Janis and Jerry called the promoters on stage and presented them with a huge toy train, signed by all the musicians. One of the train cars said Festival Express and another said Bar Car, she added “because that’s where the action was.” She then gave the promoters a case of tequila and said “The train is for remembering, the tequila is for continuing”. Ken Walker thanked Janis for coming and she replied “Next time you throw a train, invite me.” I have never seen performing artists so clearly having a great time. A few seconds later Joplin launched into an inspired set, beginning with a knock-your-socks-off passionate rendition of Tell Mama. She looked like a mess with her hair in tangles and her flawed complexion, but, as always, her heart was fully on display as she torched the audience with the sheer power of her voice and the underlying pain of her life and relationship failures.

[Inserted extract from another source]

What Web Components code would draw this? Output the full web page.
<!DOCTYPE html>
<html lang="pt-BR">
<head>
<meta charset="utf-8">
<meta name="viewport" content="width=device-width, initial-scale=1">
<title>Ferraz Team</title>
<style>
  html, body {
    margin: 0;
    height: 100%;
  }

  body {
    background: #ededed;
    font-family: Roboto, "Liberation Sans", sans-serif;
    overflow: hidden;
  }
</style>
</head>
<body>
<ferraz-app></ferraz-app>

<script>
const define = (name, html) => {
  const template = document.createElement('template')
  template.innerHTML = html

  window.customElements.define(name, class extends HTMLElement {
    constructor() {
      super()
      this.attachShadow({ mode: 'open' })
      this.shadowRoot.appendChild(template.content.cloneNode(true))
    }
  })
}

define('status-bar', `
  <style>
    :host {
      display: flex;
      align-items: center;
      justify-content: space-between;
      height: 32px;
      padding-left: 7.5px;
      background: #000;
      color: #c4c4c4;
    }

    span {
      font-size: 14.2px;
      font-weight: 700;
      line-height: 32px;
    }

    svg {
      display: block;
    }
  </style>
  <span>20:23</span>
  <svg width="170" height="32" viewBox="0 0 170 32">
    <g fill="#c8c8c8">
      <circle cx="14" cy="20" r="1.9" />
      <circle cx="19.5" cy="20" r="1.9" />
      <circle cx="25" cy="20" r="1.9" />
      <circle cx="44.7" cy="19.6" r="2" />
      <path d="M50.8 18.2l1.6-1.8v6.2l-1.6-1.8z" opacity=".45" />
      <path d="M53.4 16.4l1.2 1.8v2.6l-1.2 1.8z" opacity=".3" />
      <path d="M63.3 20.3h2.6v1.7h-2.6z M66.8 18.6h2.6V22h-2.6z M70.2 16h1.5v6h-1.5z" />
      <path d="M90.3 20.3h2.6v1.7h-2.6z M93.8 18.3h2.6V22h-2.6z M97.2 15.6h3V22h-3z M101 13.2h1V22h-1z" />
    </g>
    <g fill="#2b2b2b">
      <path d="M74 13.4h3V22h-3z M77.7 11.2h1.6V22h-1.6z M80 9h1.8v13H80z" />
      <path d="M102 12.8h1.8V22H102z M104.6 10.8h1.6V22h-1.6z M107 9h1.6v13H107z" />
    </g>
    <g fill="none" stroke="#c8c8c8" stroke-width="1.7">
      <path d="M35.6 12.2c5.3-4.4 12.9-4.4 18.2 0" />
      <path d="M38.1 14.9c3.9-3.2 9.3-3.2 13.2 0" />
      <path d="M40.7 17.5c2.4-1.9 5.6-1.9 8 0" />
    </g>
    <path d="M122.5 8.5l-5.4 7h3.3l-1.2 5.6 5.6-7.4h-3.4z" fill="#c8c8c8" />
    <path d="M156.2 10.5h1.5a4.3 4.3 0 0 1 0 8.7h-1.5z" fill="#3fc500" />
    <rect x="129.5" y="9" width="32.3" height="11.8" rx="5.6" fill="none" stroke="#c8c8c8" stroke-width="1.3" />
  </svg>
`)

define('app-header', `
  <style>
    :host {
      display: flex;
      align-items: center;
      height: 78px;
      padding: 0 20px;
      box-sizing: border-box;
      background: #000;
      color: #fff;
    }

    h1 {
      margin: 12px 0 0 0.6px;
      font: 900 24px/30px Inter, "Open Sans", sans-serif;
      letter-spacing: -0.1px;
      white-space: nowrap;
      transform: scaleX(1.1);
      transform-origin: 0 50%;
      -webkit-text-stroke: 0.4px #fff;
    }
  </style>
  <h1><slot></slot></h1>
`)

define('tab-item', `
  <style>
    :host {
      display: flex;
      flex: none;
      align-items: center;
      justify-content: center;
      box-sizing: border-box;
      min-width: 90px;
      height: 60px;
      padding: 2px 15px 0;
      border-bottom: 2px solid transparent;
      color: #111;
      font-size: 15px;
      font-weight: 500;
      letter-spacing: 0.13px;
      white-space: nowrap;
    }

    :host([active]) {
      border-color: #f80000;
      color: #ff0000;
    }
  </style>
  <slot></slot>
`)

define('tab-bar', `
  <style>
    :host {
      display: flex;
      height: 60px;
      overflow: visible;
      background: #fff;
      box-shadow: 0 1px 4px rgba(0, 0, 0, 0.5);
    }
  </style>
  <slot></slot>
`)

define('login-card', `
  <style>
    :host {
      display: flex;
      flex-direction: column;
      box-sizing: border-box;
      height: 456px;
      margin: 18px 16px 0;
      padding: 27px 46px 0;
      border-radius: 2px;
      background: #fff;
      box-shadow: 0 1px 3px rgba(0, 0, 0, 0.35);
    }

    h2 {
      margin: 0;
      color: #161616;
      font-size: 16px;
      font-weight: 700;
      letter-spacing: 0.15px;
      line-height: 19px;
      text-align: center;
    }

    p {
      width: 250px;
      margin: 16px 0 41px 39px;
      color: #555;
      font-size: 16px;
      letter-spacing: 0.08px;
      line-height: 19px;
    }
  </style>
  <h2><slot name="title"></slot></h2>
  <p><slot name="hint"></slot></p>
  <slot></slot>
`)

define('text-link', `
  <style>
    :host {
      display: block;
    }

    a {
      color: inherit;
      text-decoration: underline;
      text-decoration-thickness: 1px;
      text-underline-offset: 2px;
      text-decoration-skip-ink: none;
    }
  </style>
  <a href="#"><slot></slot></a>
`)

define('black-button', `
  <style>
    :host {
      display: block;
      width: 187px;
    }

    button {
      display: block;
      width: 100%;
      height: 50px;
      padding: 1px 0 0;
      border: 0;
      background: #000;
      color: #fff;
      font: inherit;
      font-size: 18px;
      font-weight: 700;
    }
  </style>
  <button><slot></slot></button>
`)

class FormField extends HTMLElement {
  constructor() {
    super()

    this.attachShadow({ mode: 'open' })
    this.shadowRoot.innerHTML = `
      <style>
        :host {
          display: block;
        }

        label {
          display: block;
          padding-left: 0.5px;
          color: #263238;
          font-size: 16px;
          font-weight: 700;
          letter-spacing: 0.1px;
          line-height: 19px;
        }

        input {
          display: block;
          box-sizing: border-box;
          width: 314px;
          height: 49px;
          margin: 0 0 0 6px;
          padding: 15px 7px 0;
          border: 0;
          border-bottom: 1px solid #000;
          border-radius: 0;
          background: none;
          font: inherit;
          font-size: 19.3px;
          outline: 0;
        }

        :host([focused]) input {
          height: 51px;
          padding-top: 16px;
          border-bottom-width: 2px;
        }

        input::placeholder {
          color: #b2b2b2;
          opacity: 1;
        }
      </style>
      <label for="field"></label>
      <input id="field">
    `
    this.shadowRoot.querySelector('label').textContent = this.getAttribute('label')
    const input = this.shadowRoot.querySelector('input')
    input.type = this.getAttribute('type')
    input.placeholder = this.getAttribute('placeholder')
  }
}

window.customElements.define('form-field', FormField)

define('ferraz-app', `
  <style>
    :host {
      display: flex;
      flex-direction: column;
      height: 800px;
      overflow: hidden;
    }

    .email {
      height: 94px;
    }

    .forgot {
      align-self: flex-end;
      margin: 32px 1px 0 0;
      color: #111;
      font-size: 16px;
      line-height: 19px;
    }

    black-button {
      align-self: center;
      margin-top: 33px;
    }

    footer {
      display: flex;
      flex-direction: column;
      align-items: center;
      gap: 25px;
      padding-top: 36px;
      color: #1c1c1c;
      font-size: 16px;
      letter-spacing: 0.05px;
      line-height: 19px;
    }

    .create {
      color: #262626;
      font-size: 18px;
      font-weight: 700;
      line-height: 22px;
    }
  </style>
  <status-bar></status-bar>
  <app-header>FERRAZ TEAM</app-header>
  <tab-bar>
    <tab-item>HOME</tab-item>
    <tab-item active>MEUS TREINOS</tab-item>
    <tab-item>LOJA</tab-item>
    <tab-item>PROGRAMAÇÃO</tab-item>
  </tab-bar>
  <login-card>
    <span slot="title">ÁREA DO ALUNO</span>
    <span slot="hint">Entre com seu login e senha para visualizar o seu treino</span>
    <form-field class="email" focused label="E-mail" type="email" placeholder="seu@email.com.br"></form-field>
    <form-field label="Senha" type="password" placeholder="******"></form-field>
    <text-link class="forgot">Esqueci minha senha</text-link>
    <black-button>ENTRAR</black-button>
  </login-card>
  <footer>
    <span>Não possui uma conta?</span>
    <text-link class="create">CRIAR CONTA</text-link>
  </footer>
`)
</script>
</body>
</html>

The Band closed the festival with another inspired set, including Across the Great Divide and Jemima Surrender, which featured ace drummer, Levon Helm, singing and playing guitar, while keyboard player Richard Manuel played the drums. Best of all was an inspired rendition of one of my favourite songs, Rocking Chair, with Manuel singing, Garth Hudson on the accordion and Helm still playing guitar.

The crowd could not have asked for more. I know I had an overwhelming feeling that I had just experienced something very special but had no idea that this was the rare experience where the performers had even more fun than their audience. I had to watch the film decades later to appreciate what a wild train ride they enjoyed. The party was finally over but many of the musicians didn’t want it to end. Members of the Grateful Dead joked about hijacking the train and driving it back to San Francisco. They later wrote a song about the train festival called Might as Well.

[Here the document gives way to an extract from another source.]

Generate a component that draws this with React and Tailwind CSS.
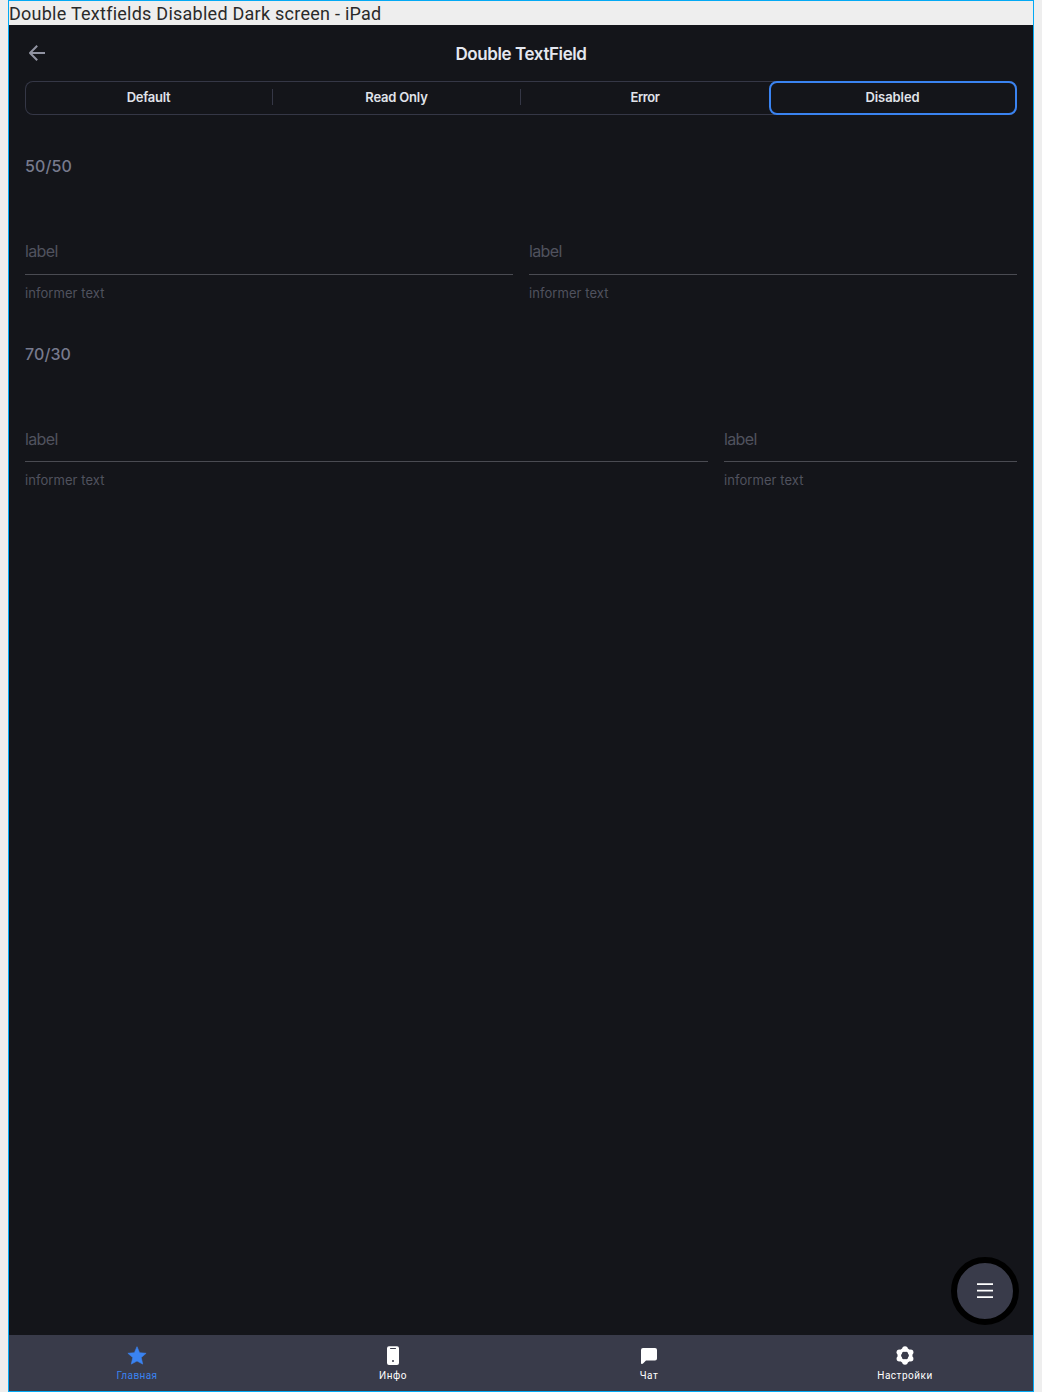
const tabs = [
  { label: "Default", spacing: "tracking-[-0.25px]" },
  { label: "Read Only", spacing: "tracking-[-0.2px]" },
  { label: "Error", spacing: "tracking-[-0.4px]" },
];

const gearLobes = [
  [12, 5.5],
  [17.63, 8.75],
  [17.63, 15.25],
  [12, 18.5],
  [6.37, 15.25],
  [6.37, 8.75],
];

function Field({ className, gap }) {
  return (
    <div className={className}>
      <div className="h-6 text-[16px] leading-6 tracking-[-0.65px] text-[#50525e]">label</div>
      <div className={`${gap} border-b border-[#4a4b52]`} />
      <div className="mt-2 h-5 text-[13px] leading-5 tracking-[0.07px] text-[#50525e]">informer text</div>
    </div>
  );
}

function NavItem({ label, color, children }) {
  return (
    <div className={`flex flex-1 flex-col items-center pt-2 ${color}`}>
      <svg width="24" height="24" viewBox="0 -0.5 24 24" fill="currentColor">{children}</svg>
      <span className="mt-0.5 font-[Roboto,sans-serif] text-[10px] leading-[14px] tracking-[0.5px]">{label}</span>
    </div>
  );
}

export default function App() {
  return (
    <div className="h-[1392px] w-[1042px] overflow-hidden bg-[#eeeeee] pl-2 font-[Inter,sans-serif]">
      <div className="flex h-full w-[1026px] flex-col border border-[#03a9f4]">
        <div className="h-6 font-[Roboto,sans-serif] text-[18px] leading-[26px] tracking-[0.25px] whitespace-nowrap text-[#2a2a2a]">
          Double Textfields Disabled Dark screen - iPad
        </div>
        <div className="flex flex-1 flex-col bg-[#14151a]">
          <div className="flex h-14 items-center px-4">
            <svg width="24" height="24" viewBox="0 0 24 24" fill="none" stroke="#9193a2" strokeWidth="2">
              <path d="M20 12H5.5" />
              <path d="M12.2 4.800L5 12l7.200 7.200" strokeLinejoin="round" />
            </svg>
            <div className="flex-1 pt-0.5 pr-6 text-center text-[17px] leading-6 font-semibold tracking-[-0.4px] text-[#e4e7ef]">Double TextField</div>
          </div>
          <div className="mx-4 flex h-[34px] rounded-lg text-[13px] font-semibold text-[#e0e3ea] ring-1 ring-[#353746] ring-inset">
            {tabs.map(({ label, spacing }, i) => (
              <div key={label} className="flex w-[248px] items-center">
                <div className={`flex-1 pb-px text-center ${spacing}`}>{label}</div>
                {i < 2 && <div className="mb-0.5 h-4 w-px bg-[#353746]" />}
              </div>
            ))}
            <div className="flex w-[248px] items-center justify-center rounded-lg border-2 border-[#3a83f1] bg-[#14151a] pr-px pb-px tracking-[-0.06px]">Disabled</div>
          </div>
          <div className="px-4 pt-[39px]">
            <div className="h-6 text-[16px] leading-6 font-medium tracking-[0.1px] text-[#777a8d]">50/50</div>
            <div className="mt-[61px] flex gap-4">
              <Field className="flex-1" gap="h-3" />
              <Field className="flex-1" gap="h-3" />
            </div>
            <div className="mt-[39px] h-6 text-[16px] leading-6 font-medium tracking-[0.1px] text-[#777a8d]">70/30</div>
            <div className="mt-[61px] flex gap-4">
              <Field className="w-[683px]" gap="h-[11px]" />
              <Field className="flex-1" gap="h-[11px]" />
            </div>
          </div>
          <div className="mt-auto mr-[14px] mb-[10px] flex size-[68px] items-center justify-center self-end rounded-full border-6 border-black bg-[#393b4a]">
            <svg width="16" height="16" viewBox="0 0 16 16" fill="#ffffff">
              <path d="M0 .300h16v1.700H0zM0 6.800h16v1.700H0zM0 13.200h16v1.800H0z" />
            </svg>
          </div>
          <div className="flex h-14 bg-[#393b4a]">
            <NavItem label="Главная" color="text-[#3a83f1] [&>span]:tracking-[0.4px]">
              <path d="M12 3.200l2.600 6 6.500.600-4.900 4.300 1.500 6.500L12 17.500l-5.700 3.100 1.500-6.500-4.900-4.300 6.500-.600z" stroke="currentColor" strokeWidth=".6" strokeLinejoin="round" />
            </NavItem>
            <NavItem label="Инфо" color="text-white">
              <path fillRule="evenodd" d="M8 2.700h8a2 2 0 012 2v14.800a2 2 0 01-2 2H8a2 2 0 01-2-2V4.700a2 2 0 012-2zM9.500 4.400a.5.5 0 000 1h5a.5.5 0 000-1zM12 16.500a1 1 0 100 2 1 1 0 000-2z" />
            </NavItem>
            <NavItem label="Чат" color="text-white">
              <path d="M6 4.500h12a2 2 0 012 2V15a2 2 0 01-2 2H9l-3 3c-.7.700-2 .4-2-.6V6.500a2 2 0 012-2z" />
            </NavItem>
            <NavItem label="Настройки" color="text-white">
              <circle cx="12" cy="12" r="5.7" fill="none" stroke="currentColor" strokeWidth="3.6" />
              {gearLobes.map(([x, y]) => (
                <circle key={`${x}-${y}`} cx={x} cy={y} r="2.8" />
              ))}
            </NavItem>
          </div>
        </div>
      </div>
    </div>
  );
}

“Never had such a good time in my life before/ I’d like to have it one time more/ One good ride from start to end/ I’d like to take that ride again.” – The Grateful Dead

John Till, the lead guitar player in Janis Joplin’s back-up band put it well. “It seemed like time was sort of suspended. Usually a performer wants to get there, do his job and get home. In this situation you wanted it to go on forever.”

Sadly, the three stars of the film, Janis Joplin, Jerry Garcia and Rick Danko all died way too young. Exactly three months after her Calgary performance Joplin overdosed on heroin. She was only 27. In 1995, Garcia, his health destroyed by heroin and massive self-neglect, died of a heart attack at a drug rehab center. He was 53. Danko was felled by drug addiction and alcoholism in 1998. He was 55. The recollections of the great time on the train are tinged with a sadness about those losses.

“I’ll carry the rest of my life that I’ll never get the chance to meet with Jerry and Janis again,” Buddy Guy said wistfully in 2003. “Things like that only happen once in a lifetime.”

6 thoughts on “Festival Express

  1. Tom. Sounds like quite the weekend. A good story well told. I particularly liked the way you interspersed it with clips from the concert. Well done. Larry.

  2. I was there in Winnipeg – all day – with my good friend Kenny Finkleman. We had to decide at midnight whether to stay or go as buses would no longer be running to take kids home. I was 23 at the time. I remember some of my good friends – Patti and Bruce Charter among them – remaining outside shouting “Make it free” and holding signs. I split from my friends and went inside – just could not understand why it should be free… Seeing Janis at about 2 am was a lifetime memory – I was already a huge fan and she was everything!!
    What a day! Grateful Dead, Buddy Guy, wow. I was devastated when Janis died a few months later. And even more grateful I had gone to the concert.
    thanks for the memories! Barbara Stone

  3. Thanks for your comment, Barbara. It was a very special Canada Day. I’m glad to hear my post triggered some sweet memories for you. By the way, I’m curious about how you found this post! I love that you found it, and so if you see this, just let me know!

  4. In around 1976-77 my husband and I helped Ken take those films to the bank to put them in a vault. This was at a time banks closed strictly at 5: pm, but he had “connections”. As we where walking from his office to the bank he told us the story of these film. When we went back to his office Ken put the wood train in my husbands hands that Janis Joplin and all the others had signed. We knew then that we were holding history in our hands. I know this had quite an impact on my husbands art and love of this era’s music. Great memories, thanks for sharing this story.

  5. Thanks for your comment, Coleen. I have been to a lot of rock concerts and quite a few music festivals but Festival Express has a special place in my heart. I only wish I could have made it to Toronto, but I didn’t think my friend David and I could have gotten to Winnipeg in time for the rest of the tour. Ironically, the cancellation of the concert in Monreal, June 24, opened a date for the Grateful Dead to play that night at the Capitol Theater in Porchester, New York, instead, widely regarded as one of their greatest ever concerts and happily we were there to enjoy it. Those were wonderful times. All the best to you.